If a Lync 2013 client participating in a multiparty conference call receives requests for two different frame rates from multiple parties of the same resolution then the encoding client can provide for both requests in a single video stream. It does this by encoding a specific frame rate in the base layer and then using the same frame rate value in the enhancement layer. Then for clients requesting the lower value the AVMCU will only forward on the base layer to those clients, meanwhile any clients requesting a higher value will be given both the base and enhancement layers be the AVMCU.

In the basic scenario where an encoder is attempting to supply requests for both 15 fps and 30 fps it will encode video at 15 fps in the base layer and then additionally encode video at 15 fps again in the enhancement layer. For decoders requesting 15 fps the AVMCU will only forward the base layer on to those clients, while other clients asking for 30 fps would be sent both layers by the AVMCU. Those clients would receive two temporal layers of 15 fps each to produce a 30 fps stream (15 + 15).

These individual layers would not have the same data, but would contain unique individual frames. Think of it as every other frame encoded from the camera is placed into alternating layers. So frame A would go into layer 0, then frame B into layer 1, then frame C would be placed back into the base layer 0, and frame D in the enhancement layer 1, and so on. Decoding layer 0 would result in receiving frames A, C, E, while decoding both layers 0 and 1 together would provide all of the encoded frames of A, B, C, D, E, F, and so on.

H.264 SVC in Lync 2013 supports a third frame rate of 7.5 fps and one might think that that lower request could be extrapolated from the above stream, but this is not the case. Even though 7.5 is evenly divisible from the encoded 15 fps rate in the above example the data is not packaged in a way that individual frames can simply be dropped. In earlier articles this concept may have been over-simplified to give the impression that the AVMCU can simply drop half of the individual frames to cut 30 fps streams down into 15 fps, for example, and then again by half down to 7.5 fps. But this was not the intention, and this article should help clear up the fact that the flexibility of the codec lies completely within the individually packaged layers. The AVMCU can only work with the entire layers by choosing to either forward or strip the single enhancement layer.

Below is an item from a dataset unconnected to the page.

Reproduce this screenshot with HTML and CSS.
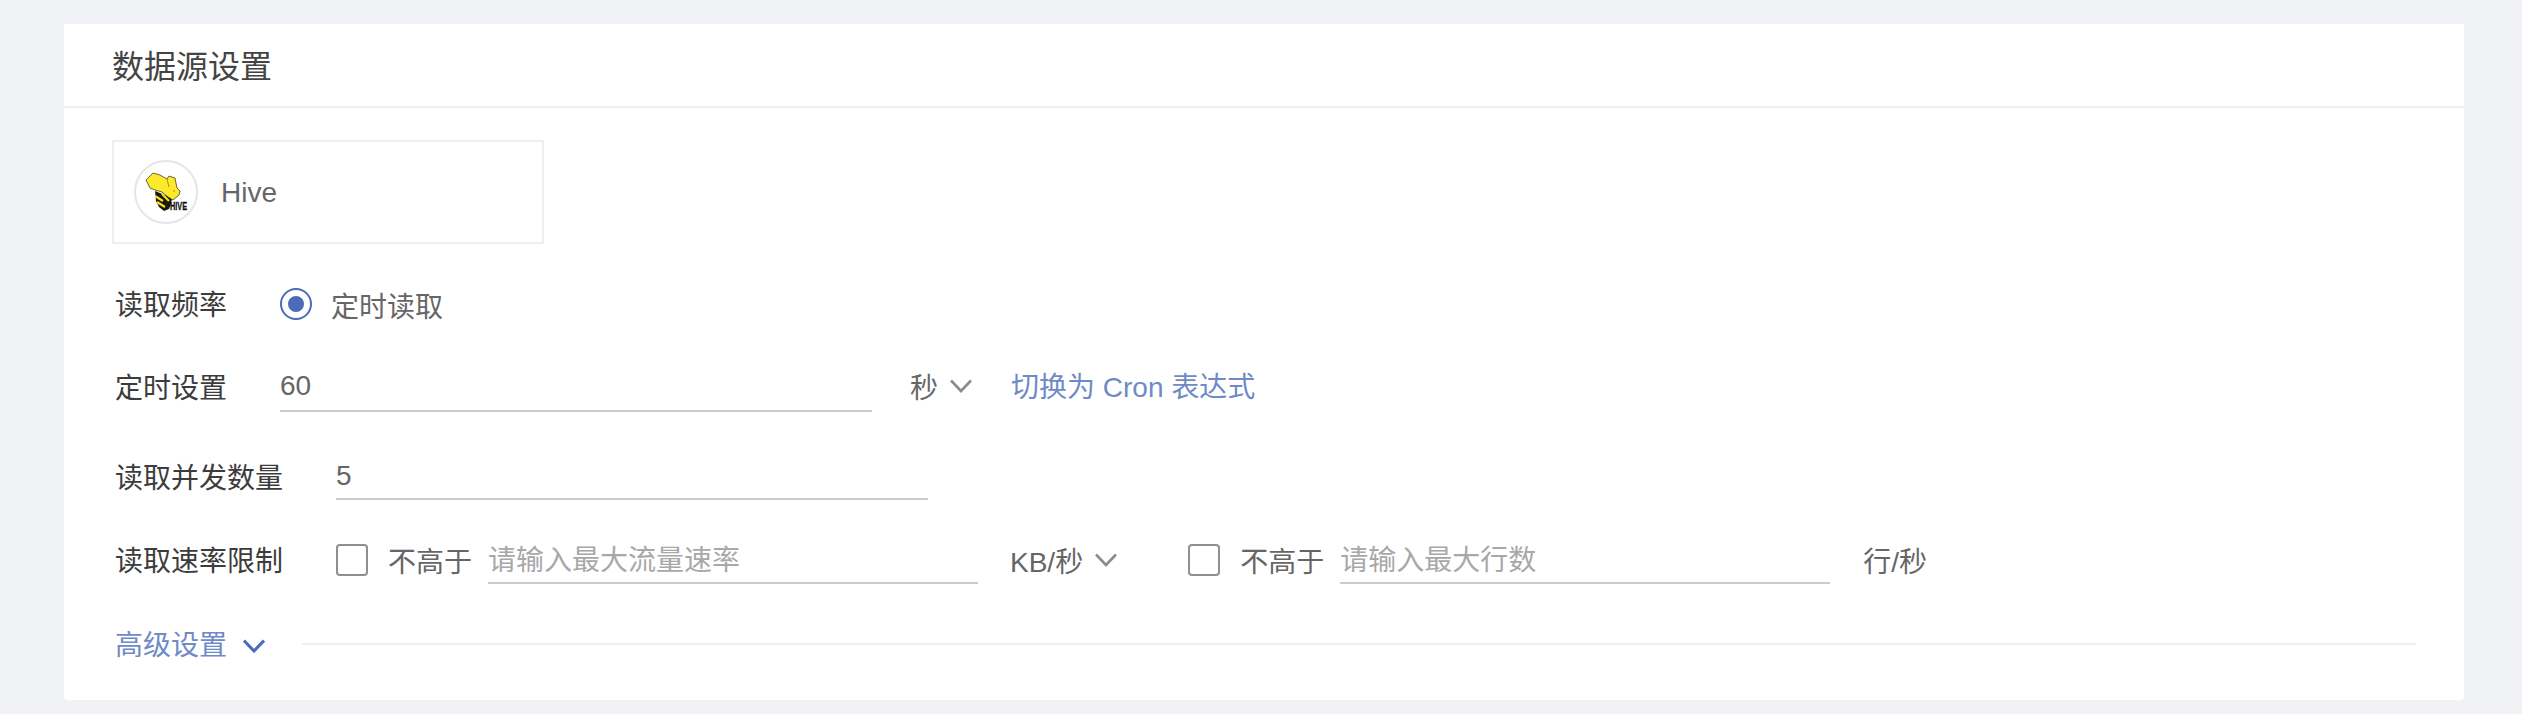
FILE: index.html
```html
<!DOCTYPE html>
<html lang="zh-CN">
<head>
<meta charset="utf-8">
<title>数据源设置</title>
<link rel="stylesheet" href="styles.css">
</head>
<body>
<section class="card">
  <header class="card-head">数据源设置</header>
  <div class="card-body">
    <div class="source">
      <span class="source-logo">
        <svg width="60" height="60" viewBox="0 0 60 60">
          <path d="M19 29 L36 36 L35 42 L33 47 L28 49 L23 45 L20 39 Z" fill="#1a180c"/>
          <path d="M19 34 L27 39 M21 40 L29 45 M26 32 L33 39" stroke="#f7de23" stroke-width="2.2" fill="none"/>
          <path d="M10 18 L17 11 L24 13 L31 17 L33 14 L39 16 L41 26 L44 29 L43 33 L37 38 L32 35 L26 30 L19 28 L14 26 Z" fill="#fde92b" stroke="#2c2a10" stroke-width=".7" stroke-linejoin="round"/>
          <path d="M31 17 L33 25 M37 29 L39 29" stroke="#8a7a10" stroke-width=".8" fill="none"/>
          <text x="34" y="48" class="logo-text" textLength="17" lengthAdjust="spacingAndGlyphs">HIVE</text>
        </svg>
      </span>
      <span class="source-name">Hive</span>
    </div>

    <div class="row row-freq">
      <span class="label label-short">读取频率</span>
      <span class="radio"><span class="radio-dot"></span></span>
      <span class="value radio-text">定时读取</span>
    </div>

    <div class="row row-timer">
      <span class="label label-short">定时设置</span>
      <span class="field field-timer">60</span>
      <span class="value unit-sec">秒</span>
      <svg class="chev chev-grey" width="22" height="14" viewBox="0 0 22 14"><path d="M1 1.5 L11 12 L21 1.5"/></svg>
      <a class="link cron">切换为 Cron 表达式</a>
    </div>

    <div class="row row-conc">
      <span class="label label-long">读取并发数量</span>
      <span class="field field-conc">5</span>
    </div>

    <div class="row row-rate">
      <span class="label label-long">读取速率限制</span>
      <span class="check"></span>
      <span class="value limit">不高于</span>
      <span class="field field-rate placeholder">请输入最大流量速率</span>
      <span class="value unit-kb">KB/秒</span>
      <svg class="chev chev-grey" width="22" height="14" viewBox="0 0 22 14"><path d="M1 1.5 L11 12 L21 1.5"/></svg>
      <span class="check check-second"></span>
      <span class="value limit">不高于</span>
      <span class="field field-rate placeholder">请输入最大行数</span>
      <span class="value unit-rows">行/秒</span>
    </div>

    <div class="row row-adv">
      <a class="link adv-link">高级设置</a>
      <svg class="chev chev-blue" width="22" height="14" viewBox="0 0 22 14"><path d="M1 1.5 L11 12 L21 1.5"/></svg>
      <span class="adv-line"></span>
    </div>
  </div>
</section>
</body>
</html>
```
FILE: styles.css
```css
* { box-sizing: border-box; }
html, body { margin: 0; padding: 0; }
body {
  width: 2522px;
  height: 714px;
  overflow: hidden;
  background: #f0f2f6;
  padding: 24px 58px 14px 64px;
  font-family: "Liberation Sans", "Noto Sans CJK SC", sans-serif;
  font-size: 28px;
  color: #333;
}
.card {
  height: 676px;
  background: #fff;
  border-radius: 0 0 4px 4px;
}
.card-head {
  height: 84px;
  padding: 20px 48px 0;
  border-bottom: 2px solid #eeeeee;
  font-size: 32px;
  line-height: 46px;
  color: #444;
}
.card-body { padding: 32px 48px 0; }
.source {
  width: 432px;
  height: 104px;
  border: 2px solid #eeeeee;
  padding-left: 20px;
  display: flex;
  align-items: center;
}
.source-logo {
  width: 64px;
  height: 64px;
  border: 2px solid #e6e6e6;
  border-radius: 50%;
  display: flex;
  align-items: center;
  justify-content: center;
  overflow: hidden;
}
.logo-text { font-family: "Liberation Sans", sans-serif; font-size: 11px; font-weight: 700; fill: #111; stroke: #111; stroke-width: .3; }
.source-name { margin-left: 23px; margin-top: 2px; color: #666; line-height: 42px; }
.row { display: flex; align-items: center; padding-left: 3px; height: 40px; }
.row-freq { margin-top: 40px; }
.row-timer { margin-top: 42px; }
.row-conc { margin-top: 50px; }
.row-rate { margin-top: 44px; }
.row-adv { margin-top: 44px; }
.label { color: #3c3c3c; flex: none; }
.label-short { width: 165px; }
.label-long { width: 221px; }
.row-freq .label { margin-bottom: 2px; }
.row-rate .label { margin-bottom: 2px; }
.value { color: #666; flex: none; }
.radio {
  width: 32px;
  height: 32px;
  border: 2px solid #4a6bb8;
  border-radius: 50%;
  display: flex;
  align-items: center;
  justify-content: center;
}
.radio-dot { width: 16px; height: 16px; border-radius: 50%; background: #4a6bb8; }
.radio-text { margin-left: 19px; margin-top: 1px; }
.field {
  flex: none;
  align-self: flex-start;
  height: 44px;
  line-height: 40px;
  border-bottom: 2px solid #cccccc;
  color: #666;
}
.field-timer { width: 592px; height: 46px; }
.field-conc { width: 592px; }
.field-rate { width: 490px; margin-left: 16px; line-height: 42px; }
.placeholder { color: #a8a8a8; }
.unit-sec { margin-left: 38px; }
.chev { flex: none; fill: none; stroke-width: 2.6; }
.chev-grey { stroke: #8c8c8c; margin-left: 12px; }
.chev-blue { stroke: #4a6bb8; stroke-width: 3; margin-left: 16px; margin-top: 4px; }
.link { color: #6f8ac6; flex: none; }
.cron { margin-left: 39px; margin-bottom: 3px; }
.adv-link { margin-bottom: 2px; }
.check {
  width: 32px;
  height: 32px;
  border: 2px solid #8f8f8f;
  border-radius: 4px;
  flex: none;
}
.limit { margin-left: 20px; }
.unit-kb { margin-left: 32px; }
.check-second { margin-left: 71px; }
.unit-rows { margin-left: 33px; }
.adv-line { flex: 1; height: 2px; background: #eeeeee; margin-left: 37px; }
```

So for the rare occasions when a client is asking for 7.5 fps then the encoding client would need to send an additional, complete video stream with a pair of temporal layers encoded at different frame rates. The effectively doubles the work that the encoding client must do as it’s no encoding the video twice, but the impact on bandwidth is not actually doubled as the second stream providing lower frame rates would be comprised of less data when compared to the higher frame rate stream.

As Lync Server matures in future versions and device processing power increases it is quite possible that this same benefit in providing multiple frame rates could be expanded into providing multiple resolutions as the SVC codec. This is called as Spatial Scaling and is defined in the codec’s design specifications, showing how SVC has plenty of room for growth and is only partially utilized in its current implementation.

4 thoughts on “Video Temporal Scaling Behavior in Lync 2013”

Ben says:

June 3, 2014 at 10:24 am

Hi,
Firstly thanks for the pieces, always fun to read.

You mention that the client encoded 15fps basic + 15fps for any client that wants it in the same stream. However if any viewer wants 7.5 fps the client has to encode a separate 7.5 fps stream – so far so good… In the last diagram you have the two streams but list the 7.5 fps twice?

i.e 7.5 fps + 7.5fps, what is this second 7.5 fps used for?

Ben

1. Jeff Schertz says:
  
  June 7, 2014 at 3:54 am
  
  I wondered how quickly someone might catch that 🙂 Actually I’m not 100% sure on that one as I’ve been unable to get a definitive answer from Microsoft. From my research I believe there are one of two possible outcomes here. Either (1) the enhancement layer is always present in the video stream, and also requests for 7.5 fps, while possible in Lync, are very rare. All clients support at least 15 fps so a scenario where 7.5 fps would be requested would most likely be related to very poor network connectivity or some other heavy restriction. So I believe that the 7.5+7.5 base+enhancement stream is the least that a 2013 client can send, which will provide video to both 7.5 fps and 15 fps requests from any other clients in the call. Alternatively (2) it may be possible that a single base layer of 7.5 fps is sent in the event that only one other participant is on the meeting which is requesting only 7.5 fps at the time, and then when addition clients join the enhancement layer is added to the stream to fulfill 15 fps requests. For additional 30 fps requests then another new stream would be invoked as explained in this article.
  
Sergey says:

July 24, 2015 at 3:15 am

Hi!

Thank you for your great job!

Could you clarify the following aspect. We can have various aspect ratio, resolutions and frame rate. In your article you write that in Lync 2013 there are only two temporal layers per video stream. The question is how many streams will client send if it is required, for example, in next video quality:
16:9 1080p 30 fps
16:9 1080p 15 fps
16:9 480p 15 fps
4:3 640×480
3:4 480 x 640

Sergey

1. Jeff Schertz says:
  
  August 13, 2015 at 9:34 am
  
  It depends on a variety of criteria and requests, most of which is not documented anywhere. The theoretical limit is supposed to be no more than 5 encoded streams.